— START SOURCE MATERIAL —

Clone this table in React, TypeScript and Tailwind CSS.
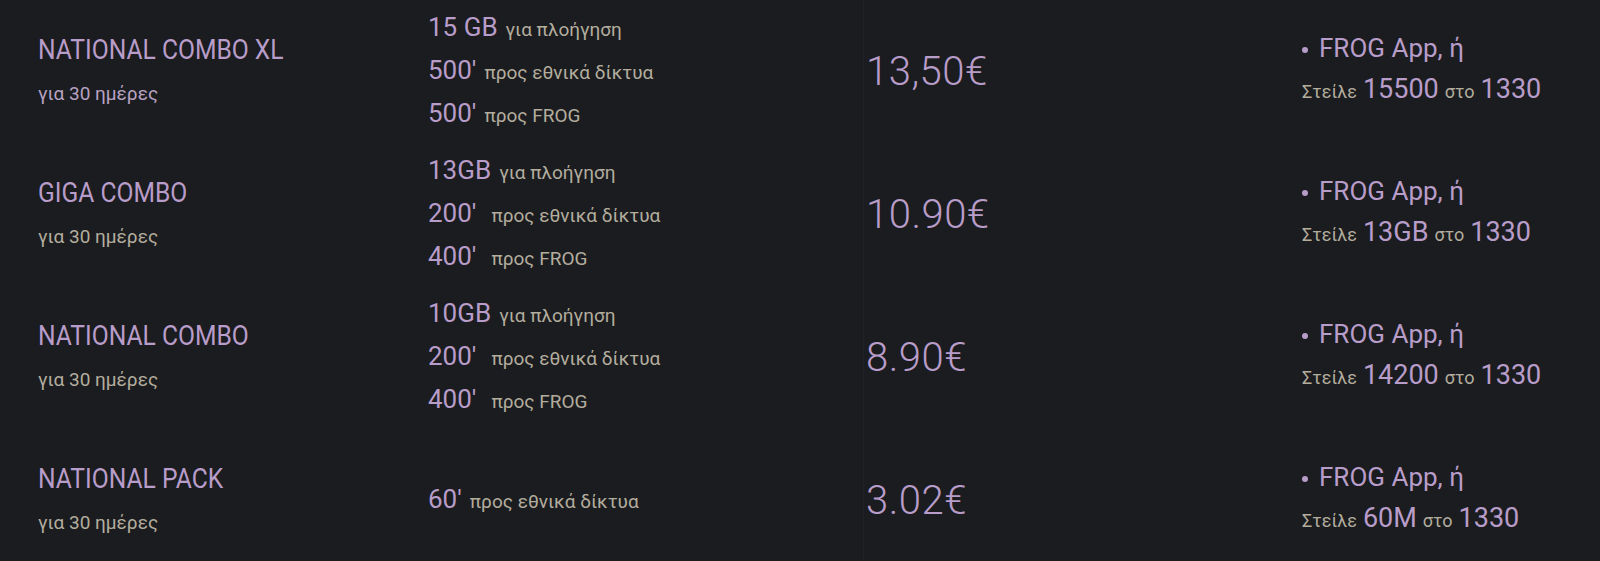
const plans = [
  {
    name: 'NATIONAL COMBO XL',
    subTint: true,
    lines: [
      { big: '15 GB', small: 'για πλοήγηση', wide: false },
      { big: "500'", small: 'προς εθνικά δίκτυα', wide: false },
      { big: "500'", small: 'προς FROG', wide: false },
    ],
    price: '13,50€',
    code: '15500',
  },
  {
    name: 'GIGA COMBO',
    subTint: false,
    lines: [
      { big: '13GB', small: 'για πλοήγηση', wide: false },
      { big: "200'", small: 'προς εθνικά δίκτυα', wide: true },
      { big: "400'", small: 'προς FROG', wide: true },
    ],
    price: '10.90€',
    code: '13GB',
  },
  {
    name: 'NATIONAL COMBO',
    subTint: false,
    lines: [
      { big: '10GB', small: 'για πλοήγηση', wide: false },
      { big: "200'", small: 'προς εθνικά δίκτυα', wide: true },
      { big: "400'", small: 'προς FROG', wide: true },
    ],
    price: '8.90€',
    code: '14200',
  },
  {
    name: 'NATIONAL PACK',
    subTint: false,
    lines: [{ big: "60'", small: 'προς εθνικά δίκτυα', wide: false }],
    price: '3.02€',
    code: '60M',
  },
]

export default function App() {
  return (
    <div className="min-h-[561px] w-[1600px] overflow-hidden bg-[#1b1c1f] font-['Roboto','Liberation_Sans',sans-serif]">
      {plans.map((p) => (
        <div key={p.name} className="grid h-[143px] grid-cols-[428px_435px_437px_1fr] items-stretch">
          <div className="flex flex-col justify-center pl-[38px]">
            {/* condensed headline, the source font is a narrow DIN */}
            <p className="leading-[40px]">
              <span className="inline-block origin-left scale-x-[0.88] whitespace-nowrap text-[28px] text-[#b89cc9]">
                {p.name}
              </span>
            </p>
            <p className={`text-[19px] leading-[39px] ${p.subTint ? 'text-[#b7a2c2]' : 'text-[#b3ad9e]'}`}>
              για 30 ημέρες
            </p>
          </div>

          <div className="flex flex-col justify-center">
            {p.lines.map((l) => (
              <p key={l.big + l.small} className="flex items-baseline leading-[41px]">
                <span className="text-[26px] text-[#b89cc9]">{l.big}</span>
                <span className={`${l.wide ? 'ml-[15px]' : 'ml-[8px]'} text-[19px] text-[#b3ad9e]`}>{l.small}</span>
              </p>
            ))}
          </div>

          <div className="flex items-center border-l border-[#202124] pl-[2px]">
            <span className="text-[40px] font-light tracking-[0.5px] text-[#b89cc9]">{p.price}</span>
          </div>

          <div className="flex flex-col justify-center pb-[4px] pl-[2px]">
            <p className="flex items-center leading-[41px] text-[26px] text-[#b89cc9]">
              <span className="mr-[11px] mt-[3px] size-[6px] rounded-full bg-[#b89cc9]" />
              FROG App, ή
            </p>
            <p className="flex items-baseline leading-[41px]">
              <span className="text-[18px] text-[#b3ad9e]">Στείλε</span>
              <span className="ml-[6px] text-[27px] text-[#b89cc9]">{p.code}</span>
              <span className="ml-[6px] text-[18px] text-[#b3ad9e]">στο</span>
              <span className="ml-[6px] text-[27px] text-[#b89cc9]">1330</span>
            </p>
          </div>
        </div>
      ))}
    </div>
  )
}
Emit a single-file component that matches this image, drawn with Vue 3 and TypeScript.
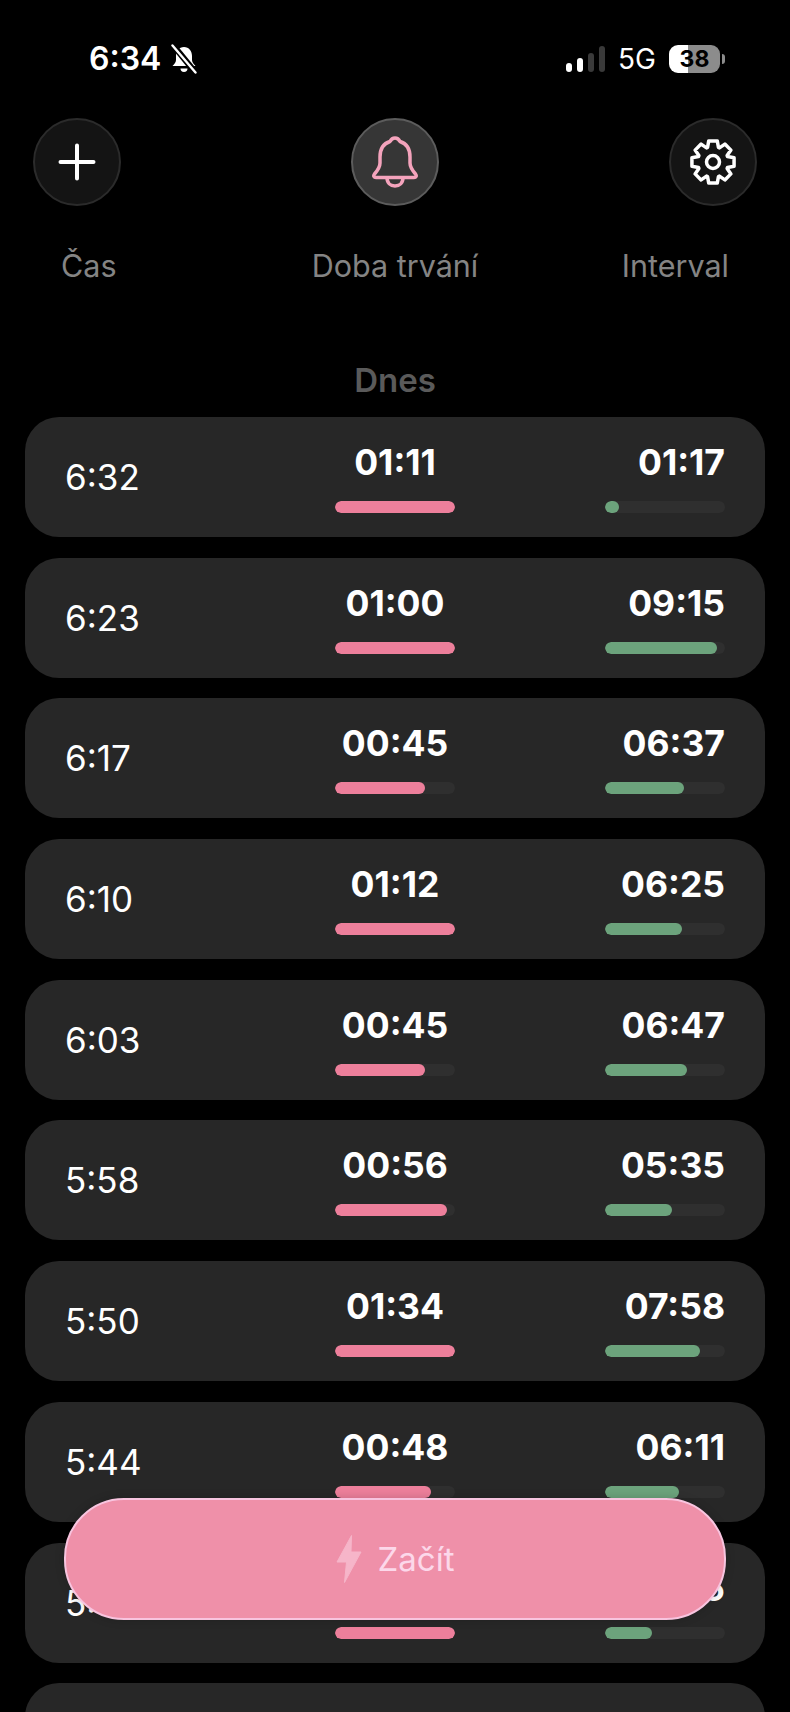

— END SOURCE MATERIAL —

» **WHAT YOU ARE ASKED TO DO**
Leave out the pictures and copy the rest of the material above exactly.

» **WORKED SOLUTION**
Clone this table in React, TypeScript and Tailwind CSS.
const plans = [
  {
    name: 'NATIONAL COMBO XL',
    subTint: true,
    lines: [
      { big: '15 GB', small: 'για πλοήγηση', wide: false },
      { big: "500'", small: 'προς εθνικά δίκτυα', wide: false },
      { big: "500'", small: 'προς FROG', wide: false },
    ],
    price: '13,50€',
    code: '15500',
  },
  {
    name: 'GIGA COMBO',
    subTint: false,
    lines: [
      { big: '13GB', small: 'για πλοήγηση', wide: false },
      { big: "200'", small: 'προς εθνικά δίκτυα', wide: true },
      { big: "400'", small: 'προς FROG', wide: true },
    ],
    price: '10.90€',
    code: '13GB',
  },
  {
    name: 'NATIONAL COMBO',
    subTint: false,
    lines: [
      { big: '10GB', small: 'για πλοήγηση', wide: false },
      { big: "200'", small: 'προς εθνικά δίκτυα', wide: true },
      { big: "400'", small: 'προς FROG', wide: true },
    ],
    price: '8.90€',
    code: '14200',
  },
  {
    name: 'NATIONAL PACK',
    subTint: false,
    lines: [{ big: "60'", small: 'προς εθνικά δίκτυα', wide: false }],
    price: '3.02€',
    code: '60M',
  },
]

export default function App() {
  return (
    <div className="min-h-[561px] w-[1600px] overflow-hidden bg-[#1b1c1f] font-['Roboto','Liberation_Sans',sans-serif]">
      {plans.map((p) => (
        <div key={p.name} className="grid h-[143px] grid-cols-[428px_435px_437px_1fr] items-stretch">
          <div className="flex flex-col justify-center pl-[38px]">
            {/* condensed headline, the source font is a narrow DIN */}
            <p className="leading-[40px]">
              <span className="inline-block origin-left scale-x-[0.88] whitespace-nowrap text-[28px] text-[#b89cc9]">
                {p.name}
              </span>
            </p>
            <p className={`text-[19px] leading-[39px] ${p.subTint ? 'text-[#b7a2c2]' : 'text-[#b3ad9e]'}`}>
              για 30 ημέρες
            </p>
          </div>

          <div className="flex flex-col justify-center">
            {p.lines.map((l) => (
              <p key={l.big + l.small} className="flex items-baseline leading-[41px]">
                <span className="text-[26px] text-[#b89cc9]">{l.big}</span>
                <span className={`${l.wide ? 'ml-[15px]' : 'ml-[8px]'} text-[19px] text-[#b3ad9e]`}>{l.small}</span>
              </p>
            ))}
          </div>

          <div className="flex items-center border-l border-[#202124] pl-[2px]">
            <span className="text-[40px] font-light tracking-[0.5px] text-[#b89cc9]">{p.price}</span>
          </div>

          <div className="flex flex-col justify-center pb-[4px] pl-[2px]">
            <p className="flex items-center leading-[41px] text-[26px] text-[#b89cc9]">
              <span className="mr-[11px] mt-[3px] size-[6px] rounded-full bg-[#b89cc9]" />
              FROG App, ή
            </p>
            <p className="flex items-baseline leading-[41px]">
              <span className="text-[18px] text-[#b3ad9e]">Στείλε</span>
              <span className="ml-[6px] text-[27px] text-[#b89cc9]">{p.code}</span>
              <span className="ml-[6px] text-[18px] text-[#b3ad9e]">στο</span>
              <span className="ml-[6px] text-[27px] text-[#b89cc9]">1330</span>
            </p>
          </div>
        </div>
      ))}
    </div>
  )
}
Emit a single-file component that matches this image, drawn with Vue 3 and TypeScript.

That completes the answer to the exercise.